**Exercise task**
Of all the lines in the records below, how many hold the word "that"? Give the number alone.

**Dataset excerpts**
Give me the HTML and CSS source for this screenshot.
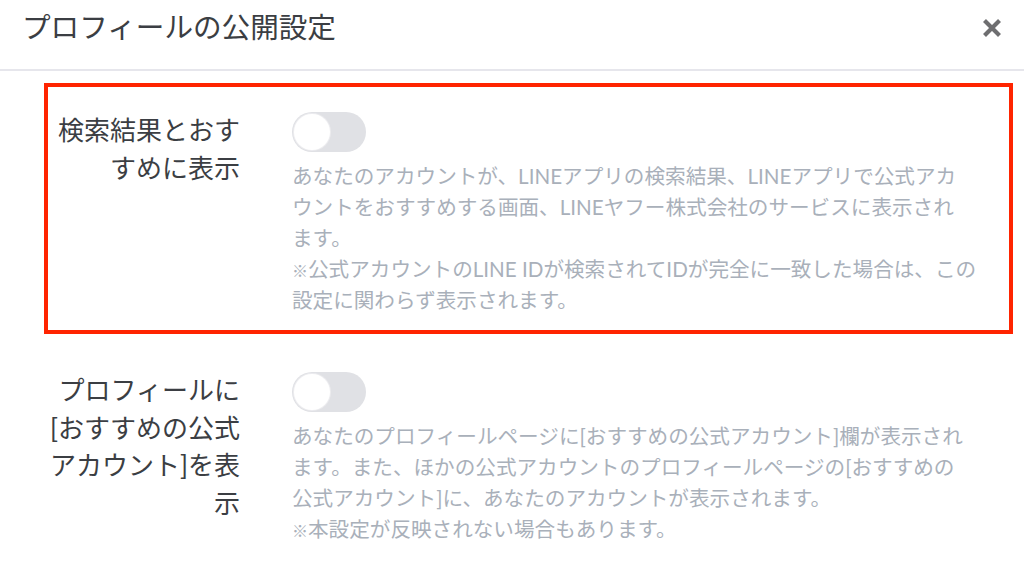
FILE: index.html
```html
<!DOCTYPE html>
<html lang="ja">
<head>
<meta charset="utf-8">
<title>プロフィールの公開設定</title>
<link rel="stylesheet" href="styles.css">
</head>
<body>
<div class="dialog">
  <header class="dialog-header">
    <h1 class="dialog-title">プロフィールの公開設定</h1>
    <button class="close-btn" aria-label="閉じる">
      <svg width="20" height="20" viewBox="0 0 20 20"><path d="M2.5 2.5 L17.5 17.5 M17.5 2.5 L2.5 17.5" stroke="#6e6e70" stroke-width="4.2" stroke-linecap="butt" fill="none"/></svg>
    </button>
  </header>
  <main class="settings">
    <section class="setting-row highlighted">
      <div class="setting-label">検索結果とおすすめに表示</div>
      <div class="setting-body">
        <div class="toggle"><span class="knob"></span></div>
        <p class="setting-desc">あなたのアカウントが、LINEアプリの検索結果、LINEアプリで公式アカウントをおすすめする画面、LINEヤフー株式会社のサービスに表示されます。</p>
        <p class="setting-note"><span class="note-mark">※</span>公式アカウントのLINE IDが検索されてIDが完全に一致した場合は、この設定に関わらず表示されます。</p>
      </div>
    </section>
    <section class="setting-row">
      <div class="setting-label">プロフィールに[おすすめの公式アカウント]を表示</div>
      <div class="setting-body">
        <div class="toggle"><span class="knob"></span></div>
        <p class="setting-desc">あなたのプロフィールページに[おすすめの公式アカウント]欄が表示されます。また、ほかの公式アカウントのプロフィールページの[おすすめの公式アカウント]に、あなたのアカウントが表示されます。</p>
        <p class="setting-note"><span class="note-mark">※</span>本設定が反映されない場合もあります。</p>
      </div>
    </section>
  </main>
</div>
</body>
</html>
```
FILE: styles.css
```css
* { box-sizing: border-box; }
html, body { margin: 0; padding: 0; background: #ffffff; }
body {
  font-family: "Lato", "Noto Sans CJK JP", sans-serif;
  color: #3b3e43;
  overflow: hidden;
}
.dialog { width: 1024px; height: 581px; }
.dialog-header {
  height: 71px;
  display: flex;
  align-items: flex-start;
  justify-content: space-between;
  padding: 7px 22px 0 22px;
  border-bottom: 2px solid #e6e6ec;
}
.dialog-title {
  margin: 0;
  font-size: 28.6px;
  font-weight: 400;
  line-height: 40px;
  color: #3b3e43;
}
.close-btn {
  margin-top: 11px;
  width: 20px;
  height: 20px;
  padding: 0;
  border: 0;
  background: none;
  display: flex;
}
.settings {
  padding: 12px 11px 0 44px;
  display: flex;
  flex-direction: column;
  gap: 9px;
}
.setting-row {
  display: flex;
  border: 4px solid transparent;
  padding: 25px 0 14px 0;
}
.setting-row.highlighted { border-color: #ff2400; }
.setting-label {
  width: 192px;
  flex: none;
  text-align: right;
  font-size: 26px;
  line-height: 37.5px;
  color: #3b3e43;
}
.setting-body {
  margin-left: 52px;
  display: flex;
  flex-direction: column;
  align-items: flex-start;
}
.toggle {
  width: 74px;
  height: 40px;
  border-radius: 20px;
  background: #e0e1e5;
  padding: 2px;
}
.knob {
  display: block;
  width: 36px;
  height: 36px;
  border-radius: 50%;
  background: #ffffff;
  box-shadow: 0 0 0 1px #ececef;
}
.setting-desc,
.setting-note {
  margin: 0;
  font-size: 20.6px;
  line-height: 31px;
  color: #a9b0ba;
}
.setting-desc {
  margin-top: 9px;
  width: 680px;
}
.setting-note {
  width: 692px;
}
.note-mark {
  font-size: 16px;
  line-height: 1;
}
```
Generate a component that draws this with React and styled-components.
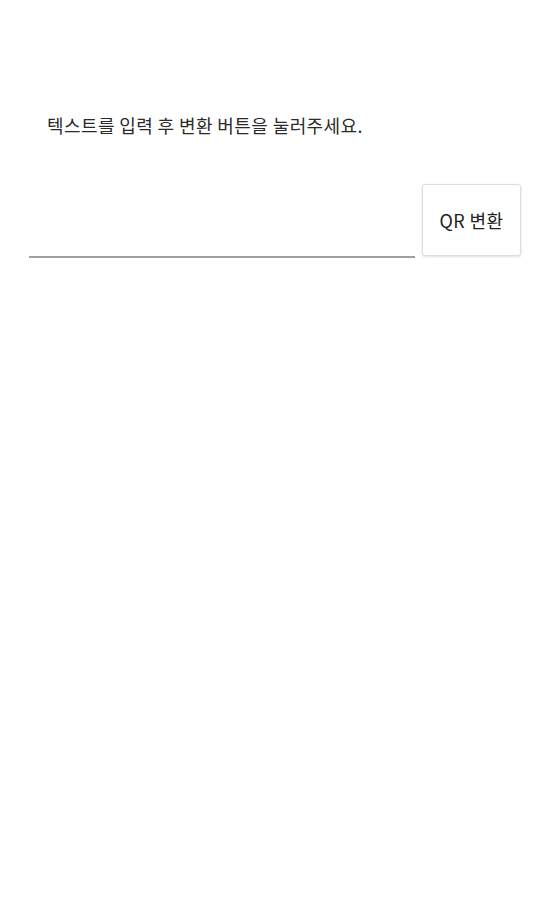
import React, { useState } from 'react';
import styled, { createGlobalStyle } from 'styled-components';

const GlobalStyle = createGlobalStyle`
    body {
        margin: 0;
        background: #fff;
        font-family: "Noto Sans CJK KR", "Noto Sans", sans-serif;
    }
`;

const Page = styled.div`
    padding: 109px 22px 0 29px;
`;

const Guide = styled.p`
    margin: 0 0 0 18px;
    font-size: 18px;
    letter-spacing: 0.4px;
    line-height: 32px;
    color: #2a2a2a;
`;

const Row = styled.div`
    display: flex;
    align-items: flex-end;
    gap: 7px;
    margin-top: 43px;
`;

const Input = styled.input`
    flex: 1;
    min-width: 0;
    height: 40px;
    border: none;
    border-bottom: 2px solid #a0a0a0;
    outline: none;
    font-size: 18px;
    font-family: inherit;
    background: transparent;
    padding: 0;
`;

const Button = styled.button`
    width: 99px;
    height: 72px;
    margin-bottom: 2px;
    background: #fff;
    border: 1px solid #ddd;
    border-radius: 3px;
    box-shadow: 0 1px 3px rgba(0, 0, 0, 0.12);
    font-family: inherit;
    font-size: 18px;
    letter-spacing: 0.4px;
    color: #222;
`;

export default function App() {
    const [text, setText] = useState('');

    return (
        <Page>
            <GlobalStyle />
            <Guide>텍스트를 입력 후 변환 버튼을 눌러주세요.</Guide>
            <Row>
                <Input value={text} onChange={(e) => setText(e.target.value)} />
                <Button>QR 변환</Button>
            </Row>
        </Page>
    );
}
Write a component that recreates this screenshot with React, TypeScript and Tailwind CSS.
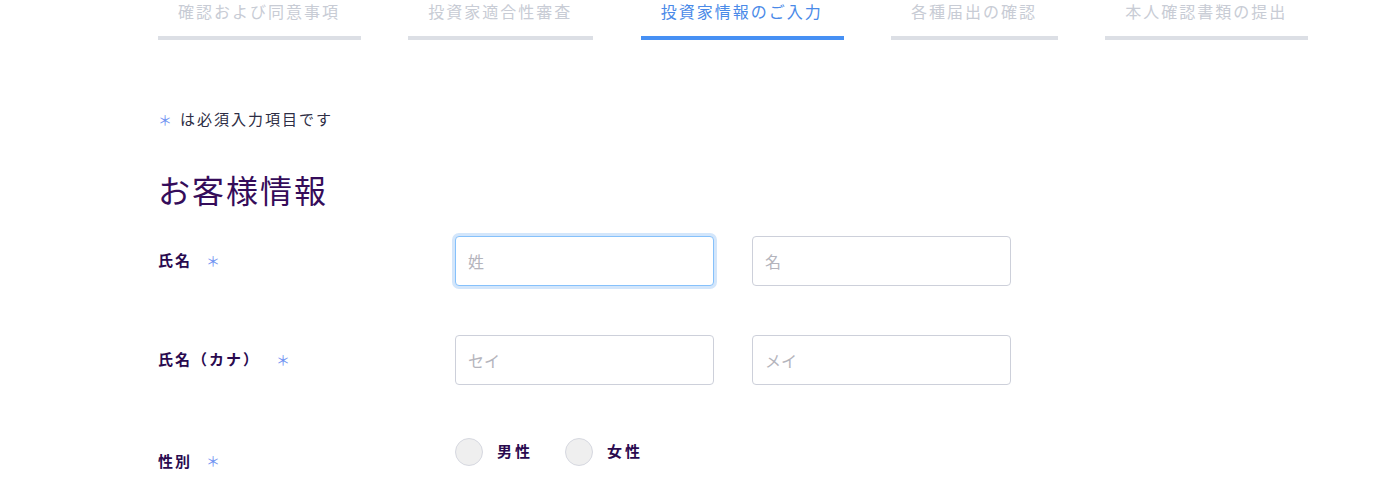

**Output of the task**
2